For any purchases, see if you can buy in bulk so you are not constantly spending as prices continue to climb. If you don't need that many items, consider forming a mini co-op and split the cost and items among family, friends and neighbors, Souffrant suggests.

If you commute, consider carpooling to cut down on the cost of gas.

To cut back on your overall spending, look back at what brings meaning to your life and write it down. Then analyze your expenses and see if there are items you can eliminate.

One thing to try is cutting at least one recurring expense and saving what you would have spent. You may not need six streaming services now, so you can reduce it to three. Put that "extra" money in a special account for new splurges or new spending priorities.
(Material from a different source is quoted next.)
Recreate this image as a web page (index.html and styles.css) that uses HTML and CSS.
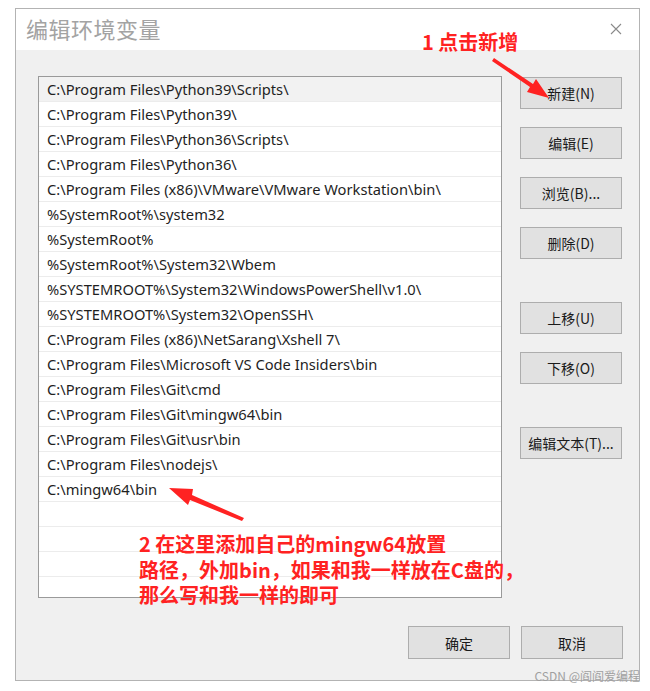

4. Be aware of your emotions

You may want to treat yourself for enduring the pandemic, but before you splurge, approach your purchase analytically before you even put it in your cart, said financial therapist and coach Carrie Rattle, CEO and founder of New York-based Behavioral Cents.

Ask yourself if you already have one, how often you'll be using it and whether you have price compared, she suggests.

You may also have a big fear of missing out due to supply-chain shortages, especially when it comes to holiday shopping. That may make you want to shop immediately to ensure you get all the gifts you want this holiday season.

"The scarcity mindset can induce a level of shopping beyond necessary — securing all of those 'just in case' items without thinking through a plan," Rattle said.

Instead, take some time to think through what you want to purchase most and have one or two back-up items in mind if you can't secure your first choice. Perhaps you may also wind up giving some holiday gifts a bit late for adult friends and family who understand.

"It relieves anxiety and fear, helping you think a bit more rationally to protect your hard-earned money," Rattle said.